**What is expected**.
Pull out each line of the records holding the string "this".

**Material for the task**.

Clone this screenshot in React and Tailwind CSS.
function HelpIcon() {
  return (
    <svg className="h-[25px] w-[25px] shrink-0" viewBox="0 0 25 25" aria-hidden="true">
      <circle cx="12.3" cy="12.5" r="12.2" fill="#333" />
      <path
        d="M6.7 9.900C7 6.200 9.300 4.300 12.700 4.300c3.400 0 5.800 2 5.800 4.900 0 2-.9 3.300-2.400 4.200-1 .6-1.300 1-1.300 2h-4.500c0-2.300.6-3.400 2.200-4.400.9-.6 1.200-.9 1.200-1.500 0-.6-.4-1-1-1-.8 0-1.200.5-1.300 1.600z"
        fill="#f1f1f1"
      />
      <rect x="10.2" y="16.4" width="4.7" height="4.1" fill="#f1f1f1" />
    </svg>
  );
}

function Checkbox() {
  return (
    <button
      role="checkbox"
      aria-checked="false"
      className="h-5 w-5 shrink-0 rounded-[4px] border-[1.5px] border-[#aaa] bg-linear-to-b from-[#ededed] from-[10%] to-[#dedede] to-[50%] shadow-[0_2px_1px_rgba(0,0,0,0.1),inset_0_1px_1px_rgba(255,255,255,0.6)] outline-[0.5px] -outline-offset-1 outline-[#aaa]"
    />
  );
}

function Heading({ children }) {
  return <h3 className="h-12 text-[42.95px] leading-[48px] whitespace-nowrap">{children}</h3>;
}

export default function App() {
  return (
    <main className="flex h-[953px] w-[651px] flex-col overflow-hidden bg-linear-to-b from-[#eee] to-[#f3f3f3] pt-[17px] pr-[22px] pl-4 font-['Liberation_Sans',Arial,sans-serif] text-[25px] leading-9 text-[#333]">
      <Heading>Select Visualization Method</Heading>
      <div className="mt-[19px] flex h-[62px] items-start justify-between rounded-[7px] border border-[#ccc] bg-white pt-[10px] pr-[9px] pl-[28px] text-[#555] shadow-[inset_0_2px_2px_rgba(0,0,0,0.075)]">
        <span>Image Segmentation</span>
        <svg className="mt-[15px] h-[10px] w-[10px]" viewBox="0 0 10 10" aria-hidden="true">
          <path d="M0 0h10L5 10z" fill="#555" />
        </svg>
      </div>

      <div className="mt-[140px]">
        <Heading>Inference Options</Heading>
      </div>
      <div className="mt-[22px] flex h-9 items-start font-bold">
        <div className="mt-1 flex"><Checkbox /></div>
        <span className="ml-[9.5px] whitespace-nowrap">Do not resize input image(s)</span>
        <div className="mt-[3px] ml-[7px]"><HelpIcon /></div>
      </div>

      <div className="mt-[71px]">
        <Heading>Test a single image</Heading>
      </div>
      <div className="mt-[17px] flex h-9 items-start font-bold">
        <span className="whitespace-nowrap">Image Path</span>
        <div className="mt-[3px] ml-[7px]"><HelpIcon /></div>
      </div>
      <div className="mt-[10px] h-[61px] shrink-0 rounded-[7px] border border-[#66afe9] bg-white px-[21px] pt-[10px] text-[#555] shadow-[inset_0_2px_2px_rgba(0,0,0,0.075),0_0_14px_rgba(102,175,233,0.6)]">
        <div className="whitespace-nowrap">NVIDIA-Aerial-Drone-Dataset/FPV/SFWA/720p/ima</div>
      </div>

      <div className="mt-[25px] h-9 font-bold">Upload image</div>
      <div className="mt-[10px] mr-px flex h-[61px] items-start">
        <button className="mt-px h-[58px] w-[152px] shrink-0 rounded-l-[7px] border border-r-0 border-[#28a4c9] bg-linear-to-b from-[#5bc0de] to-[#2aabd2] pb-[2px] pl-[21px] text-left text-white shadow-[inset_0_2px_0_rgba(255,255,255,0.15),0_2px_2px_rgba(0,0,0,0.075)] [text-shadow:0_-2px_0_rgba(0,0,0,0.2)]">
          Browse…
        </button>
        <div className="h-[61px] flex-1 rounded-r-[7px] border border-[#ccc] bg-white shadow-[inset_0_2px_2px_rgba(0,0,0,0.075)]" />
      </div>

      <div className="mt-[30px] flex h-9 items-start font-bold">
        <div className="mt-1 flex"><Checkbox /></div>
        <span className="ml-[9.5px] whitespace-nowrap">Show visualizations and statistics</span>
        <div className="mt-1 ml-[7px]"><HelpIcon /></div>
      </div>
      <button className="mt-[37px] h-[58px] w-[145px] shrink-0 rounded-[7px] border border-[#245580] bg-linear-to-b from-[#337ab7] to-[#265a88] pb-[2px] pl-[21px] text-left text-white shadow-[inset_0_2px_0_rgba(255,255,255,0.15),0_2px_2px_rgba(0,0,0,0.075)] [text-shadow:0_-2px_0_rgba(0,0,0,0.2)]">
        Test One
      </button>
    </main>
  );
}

--

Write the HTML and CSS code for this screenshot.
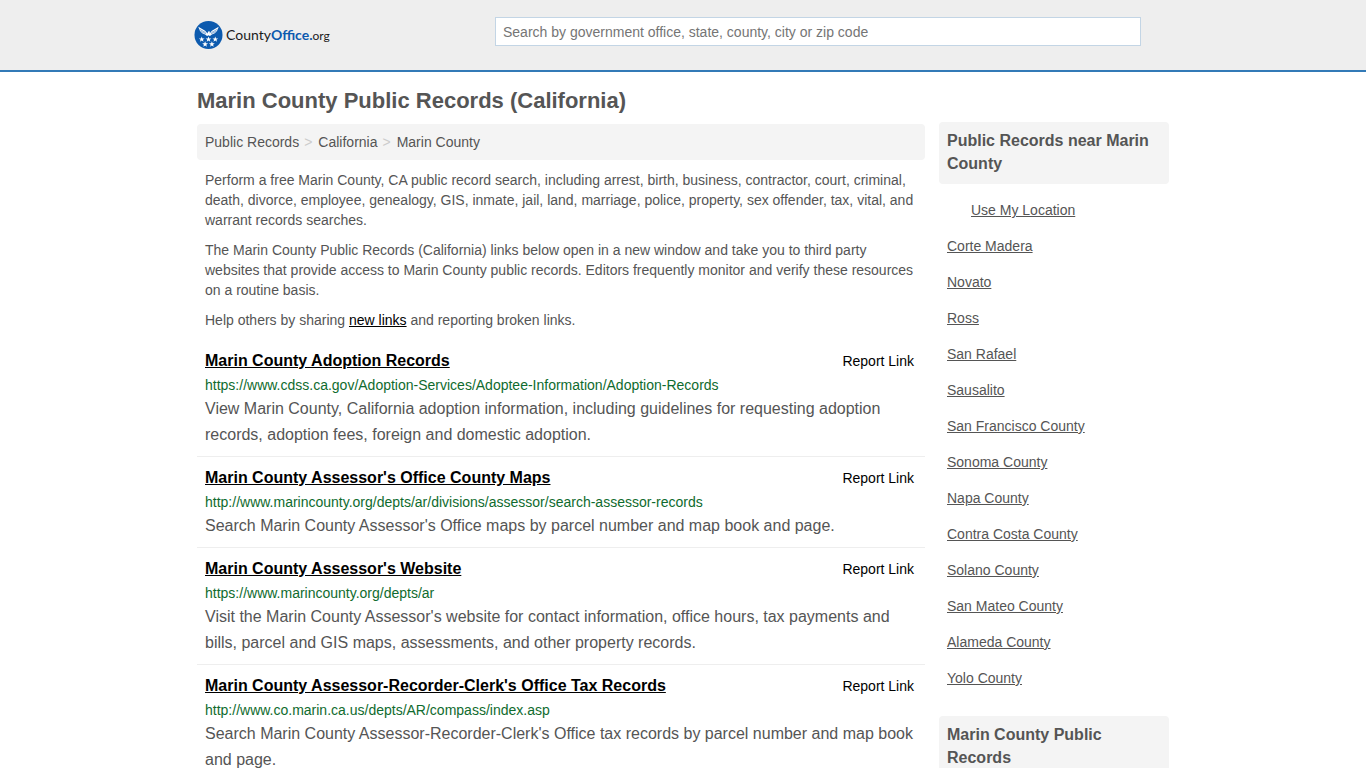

**The reply**.
Clone this screenshot in React and Tailwind CSS.
Write the HTML and CSS code for this screenshot.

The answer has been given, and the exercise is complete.